| Data section |
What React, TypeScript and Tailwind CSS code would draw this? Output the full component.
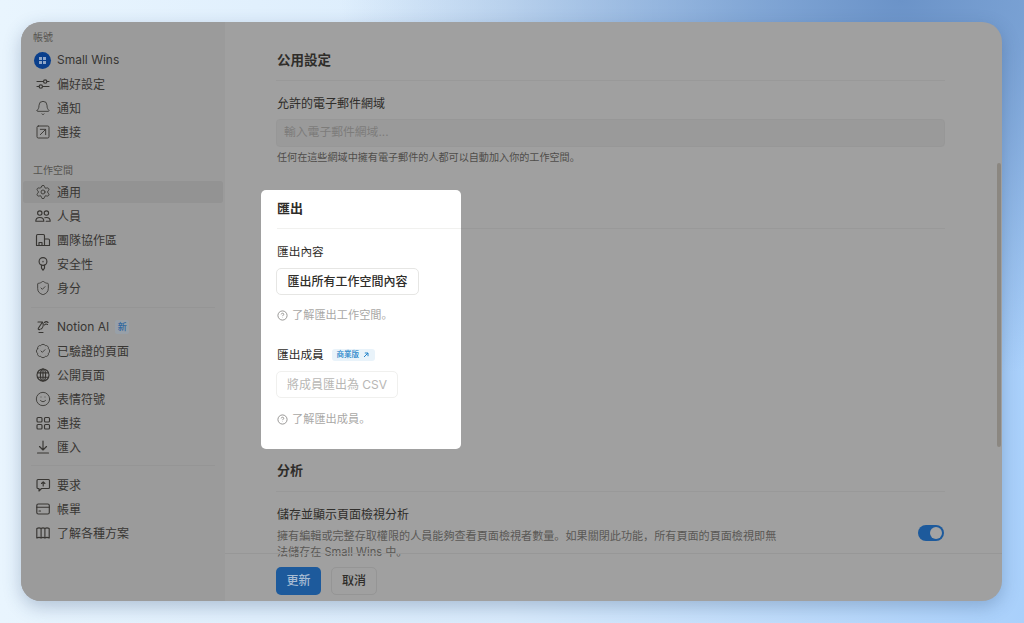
import type { ReactNode } from "react";
import { Bell, BadgeCheck, Settings, ShieldCheck, Smile, SquareArrowUpRight } from "lucide-react";

const font = "font-['Inter','Noto_Sans_CJK_SC','Noto_Sans',sans-serif]";

function Svg({ children }: { children: ReactNode }) {
  return (
    <svg
      viewBox="0 0 16 16"
      fill="none"
      stroke="currentColor"
      strokeWidth="1.15"
      strokeLinecap="round"
      strokeLinejoin="round"
      className="h-4 w-4 shrink-0"
    >
      {children}
    </svg>
  );
}

const lucideClass = "h-4 w-4 shrink-0";

const icons = {
  avatar: (
    <div className="flex h-[17px] w-[17px] shrink-0 -translate-x-px items-center justify-center rounded-full bg-[#0a3f8c]">
      <div className="grid grid-cols-2 gap-[1px]">
        <div className="h-[3px] w-[3px] bg-[#8fa6c8]" />
        <div className="h-[3px] w-[3px] bg-[#8fa6c8]" />
        <div className="h-[3px] w-[3px] bg-[#8fa6c8]" />
        <div className="h-[3px] w-[3px] bg-[#8fa6c8]" />
      </div>
    </div>
  ),
  sliders: (
    <Svg>
      <path d="M2 5.500h6.500M12 5.500h2M2 10.500h2M7.500 10.500H14" />
      <circle cx="10.200" cy="5.500" r="1.700" />
      <circle cx="5.800" cy="10.500" r="1.700" />
    </Svg>
  ),
  bell: <Bell className={lucideClass} strokeWidth={1.3} />,
  connect: <SquareArrowUpRight className={lucideClass} strokeWidth={1.4} />,
  gear: <Settings className={lucideClass} strokeWidth={1.3} />,
  people: (
    <Svg>
      <circle cx="4.800" cy="5" r="2.200" />
      <circle cx="11.400" cy="5" r="2.200" />
      <path d="M.8 13.200c0-2.200 1.600-3.700 4-3.700s4 1.500 4 3.700zM9.800 9.700c.5-.15 1-.2 1.600-.2 2.300 0 3.800 1.500 3.800 3.700h-4" />
    </Svg>
  ),
  building: (
    <Svg>
      <path d="M1.500 13.500V3.700c0-.7.5-1.200 1.200-1.200h5.600c.7 0 1.200.5 1.200 1.200v9.800zM9.500 7h3.800c.7 0 1.200.5 1.200 1.200v5.300h-5" />
      <path d="M4 10.500h3v3H4z" />
    </Svg>
  ),
  keyhole: (
    <Svg>
      <circle cx="8" cy="5.500" r="3.900" />
      <path d="M6.500 9.100v3L8 14.300l1.500-2.200v-3M8 5.200v.6" />
    </Svg>
  ),
  shield: <ShieldCheck className={lucideClass} strokeWidth={1.3} />,
  ai: (
    <Svg>
      <path d="M3 3h4.500L3.500 9c-.8 1.300.2 2 1.300 1.400M4 13.500h4M6 10c2-1 2.500-4 2-6M9.500 3.500c1-1 2.500-1 3.500 0M9.500 6c.8-1 2-1.200 3-.5" />
    </Svg>
  ),
  verified: <BadgeCheck className={lucideClass} strokeWidth={1.3} />,
  globe: (
    <Svg>
      <circle cx="8" cy="8" r="6" />
      <ellipse cx="8" cy="8" rx="2.600" ry="6" />
      <path d="M8 2v12M2.500 5.800h11M2.500 10.200h11" />
    </Svg>
  ),
  smile: <Smile className={lucideClass} strokeWidth={1.3} />,
  grid: (
    <Svg>
      <rect x="2" y="2.500" width="5" height="4.500" rx="1" />
      <rect x="9.500" y="2.500" width="5" height="4.500" rx="1" />
      <rect x="2" y="9.500" width="5" height="4.500" rx="1" />
      <rect x="9.500" y="9.500" width="5" height="4.500" rx="1" />
    </Svg>
  ),
  download: (
    <Svg>
      <path d="M8 2v9M4.500 7.500 8 11l3.500-3.500M2.500 14h11" />
    </Svg>
  ),
  request: (
    <Svg>
      <path d="M3 2.500h10.500c.6 0 1 .4 1 1v7c0 .6-.4 1-1 1H6.500L4 14v-2.500H3c-.6 0-1-.4-1-1v-7c0-.6.4-1 1-1z" />
      <path d="M8.200 9V5M6.500 6.500 8.200 4.800l1.700 1.700" />
    </Svg>
  ),
  card: (
    <Svg>
      <rect x="1.800" y="3" width="12.500" height="10" rx="1.500" />
      <path d="M1.800 6.200h12.500M4 10h1.500" />
    </Svg>
  ),
  map: (
    <Svg>
      <path d="M1.800 3.500c1.500-.8 3-.8 4.300 0v9.500c-1.300-.8-2.800-.8-4.300 0zM6.100 3.500c1.200-.8 2.600-.8 3.800 0v9.500c-1.200-.8-2.600-.8-3.800 0zM9.900 3.500c1.300-.8 2.800-.8 4.300 0v9.500c-1.500-.8-3-.8-4.300 0z" />
    </Svg>
  ),
};

type Row = { icon: keyof typeof icons; label: string; active?: boolean; isNew?: boolean; latin?: boolean };

const accountRows: Row[] = [
  { icon: "avatar", label: "Small Wins", latin: true },
  { icon: "sliders", label: "偏好設定" },
  { icon: "bell", label: "通知" },
  { icon: "connect", label: "連接" },
];

const workspaceRows: Row[] = [
  { icon: "gear", label: "通用", active: true },
  { icon: "people", label: "人員" },
  { icon: "building", label: "團隊協作區" },
  { icon: "keyhole", label: "安全性" },
  { icon: "shield", label: "身分" },
];

const featureRows: Row[] = [
  { icon: "ai", label: "Notion AI", isNew: true, latin: true },
  { icon: "verified", label: "已驗證的頁面" },
  { icon: "globe", label: "公開頁面" },
  { icon: "smile", label: "表情符號" },
  { icon: "grid", label: "連接" },
  { icon: "download", label: "匯入" },
];

const planRows: Row[] = [
  { icon: "request", label: "要求" },
  { icon: "card", label: "帳單" },
  { icon: "map", label: "了解各種方案" },
];

function NavRows({ rows }: { rows: Row[] }) {
  return (
    <div className="flex flex-col gap-[2px]">
      {rows.map((row) => (
        <div
          key={row.label + row.icon}
          className={`mx-[2px] flex h-[22px] items-center gap-[6px] rounded-[3px] pl-[12px] text-[12px] text-[#383633] ${
            row.active ? "bg-[#939393]" : ""
          }`}
        >
          <span className="flex w-4 shrink-0 items-center justify-center">{icons[row.icon]}</span>
          <span className={row.latin ? "" : "pt-[2px]"}>{row.label}</span>
          {row.isNew && (
            <span className="flex h-[14px] w-[14px] items-center justify-center rounded-[2px] bg-[#98a0a8] text-[9px] font-medium text-[#2f679f]">
              新
            </span>
          )}
        </div>
      ))}
    </div>
  );
}

function HelpLine({ text }: { text: string }) {
  return (
    <div className="flex h-4 items-center gap-[4px] pt-[1px] text-[11.200px] text-[#a9a8a6]">
      <svg viewBox="0 0 12 12" fill="none" stroke="currentColor" className="h-[11px] w-[11px] shrink-0 text-[#8f8e8c]">
        <circle cx="6" cy="6" r="5" />
        <path d="M4.600 4.800C4.700 4 5.300 3.500 6 3.500c.8 0 1.400.5 1.400 1.200 0 1-1.400 1-1.400 2" />
        <path d="M6 8.400v.3" />
      </svg>
      <span>{text}</span>
    </div>
  );
}

function ExportDialog() {
  return (
    <div className="absolute left-[240px] top-[168px] h-[259px] w-[200px] rounded-[5px] bg-white text-[#2f2d2a]">
      <div className="ml-[16px] flex h-[39px] items-center border-b border-[#f1f1ef] text-[13px] font-semibold">匯出</div>
      <div className="flex flex-col items-start pl-[15px]">
        <div className="mt-[15px] flex h-4 items-center pl-[1px] pt-[2px] text-[11.700px]">匯出內容</div>
        <div className="mt-[8px] flex h-[27px] w-[143px] items-center justify-center rounded-[5px] border border-[#e6e6e4] text-[12px] font-medium">
          匯出所有工作空間內容
        </div>
        <div className="mt-[12px] pl-[1px]">
          <HelpLine text="了解匯出工作空間。" />
        </div>
        <div className="mt-[24px] flex h-4 items-center pl-[1px] text-[11.700px]">
          <span className="pt-[2px]">匯出成員</span>
          <span className="ml-[8px] flex h-[12px] w-[43px] items-center justify-center gap-[3px] rounded-[3px] bg-[#e9f3fa] text-[7.500px] font-medium text-[#2383c9]">
            商業版
            <svg viewBox="0 0 8 8" fill="none" stroke="currentColor" strokeWidth="1" className="h-[8px] w-[8px]">
              <path d="M2 6l4-4M2.800 2H6v3.200" />
            </svg>
          </span>
        </div>
        <div className="mt-[8px] flex h-[27px] w-[122px] items-center justify-center rounded-[5px] border border-[#f0f0ee] text-[12px] text-[#b8b7b5]">
          將成員匯出為 CSV
        </div>
        <div className="mt-[13px] pl-[1px]">
          <HelpLine text="了解匯出成員。" />
        </div>
      </div>
    </div>
  );
}

export default function App() {
  return (
    <div
      className={`flex h-[623px] w-[1024px] items-start overflow-hidden bg-[radial-gradient(ellipse_560px_380px_at_88%_0%,#6b93c8_0%,#6b93c800_100%),linear-gradient(90deg,#e9f5fe_0%,#d9ebfc_50%,#a9d0fb_100%)] pl-[21px] pt-[22px] ${font}`}
    >
      <div className="relative flex h-[579px] w-[981px] overflow-hidden rounded-[20px] bg-[#a0a0a0] shadow-[0_6px_18px_rgba(40,70,110,0.28)]">
        <aside className="flex w-[204px] shrink-0 flex-col bg-[#9b9b9b] pt-[8px]">
          <div className="mb-[5px] flex h-[14px] items-center pl-[12px] text-[10px] text-[#55534f]">帳號</div>
          <NavRows rows={accountRows} />
          <div className="mb-[4px] mt-[20px] flex h-[14px] items-center pl-[12px] text-[10px] text-[#55534f]">工作空間</div>
          <NavRows rows={workspaceRows} />
          <div className="mx-[10px] my-[8px] h-px bg-[#959595]" />
          <NavRows rows={featureRows} />
          <div className="mx-[10px] mb-[8px] mt-[7px] h-px bg-[#959595]" />
          <NavRows rows={planRows} />
        </aside>

        <main className="flex min-w-0 flex-1 flex-col">
          <div className="mb-[-6px] flex-1 overflow-hidden pl-[51px] pr-[57px] pt-[28px] text-[#2f2d2a]">
            <h2 className="flex h-5 items-center pl-[1px] text-[13.500px] font-semibold">公用設定</h2>
            <div className="mt-[10px] h-px bg-[#999999]" />
            <div className="mt-[14px] flex h-4 items-center pl-[1px] pt-[2px] text-[12px]">允許的電子郵件網域</div>
            <div className="mt-[8px] flex h-[28px] items-center rounded-[4px] border border-[#979797] bg-[#9a9a9a] pl-[7px] text-[11.800px] text-[#7d7c7a]">
              輸入電子郵件網域...
            </div>
            <div className="mt-[3px] flex h-[14px] items-center pl-[1px] pt-[1px] text-[10.100px] text-[#4f4d4a]">
              任何在這些網域中擁有電子郵件的人都可以自動加入你的工作空間。
            </div>
            <div className="mt-[64px] h-px bg-[#999999]" />

            <h2 className="mt-[232px] flex h-5 items-center pl-[1px] text-[13px] font-semibold">分析</h2>
            <div className="mt-[10px] h-px bg-[#999999]" />
            <div className="mt-[14px] flex items-center justify-between">
              <div className="w-[504px]">
                <div className="flex h-4 items-center pl-[1px] pt-[2px] text-[12px]">儲存並顯示頁面檢視分析</div>
                <p className="mt-[6px] pl-[1px] text-[11.100px] leading-[16px] text-[#5a5855]">
                  {"擁有編輯或完整存取權限的人員能夠查看頁面檢視者數量。如果關閉此功能\uFF0C所有頁面的頁面檢視即無法儲存在 Small Wins 中。"}
                </p>
              </div>
              <div className="mr-[1px] flex h-4 w-[26px] items-center justify-end rounded-full bg-[#1d5a9c] pr-[2px]">
                <div className="h-3 w-3 rounded-full bg-[#a3a3a3]" />
              </div>
            </div>
          </div>

          <footer className="z-10 flex h-[48px] shrink-0 items-start gap-[10px] border-t border-[#979797] pl-[51px] pt-[13px]">
            <button className="flex h-[28px] w-[45px] items-center justify-center rounded-[5px] bg-[#1d5a9c] text-[12px] font-medium text-[#a8bcd3]">
              更新
            </button>
            <button className="flex h-[28px] w-[46px] items-center justify-center rounded-[5px] border border-[#959595] text-[12px] font-medium text-[#2f2d2a]">
              取消
            </button>
          </footer>
        </main>

        <ExportDialog />
        <div className="absolute right-[1px] top-[141px] h-[284px] w-[4px] rounded-full bg-[#8b8781]" />
      </div>
    </div>
  );
}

| Work to be completed |
Leave out the pictures, then repeat the listing above exactly from its first line to the line with "ShieldCheck, Smile, SquareArrowUpRight", inclusive.

| Response to the task |
What React, TypeScript and Tailwind CSS code would draw this? Output the full component.
import type { ReactNode } from "react";
import { Bell, BadgeCheck, Settings, ShieldCheck, Smile, SquareArrowUpRight } from "lucide-react";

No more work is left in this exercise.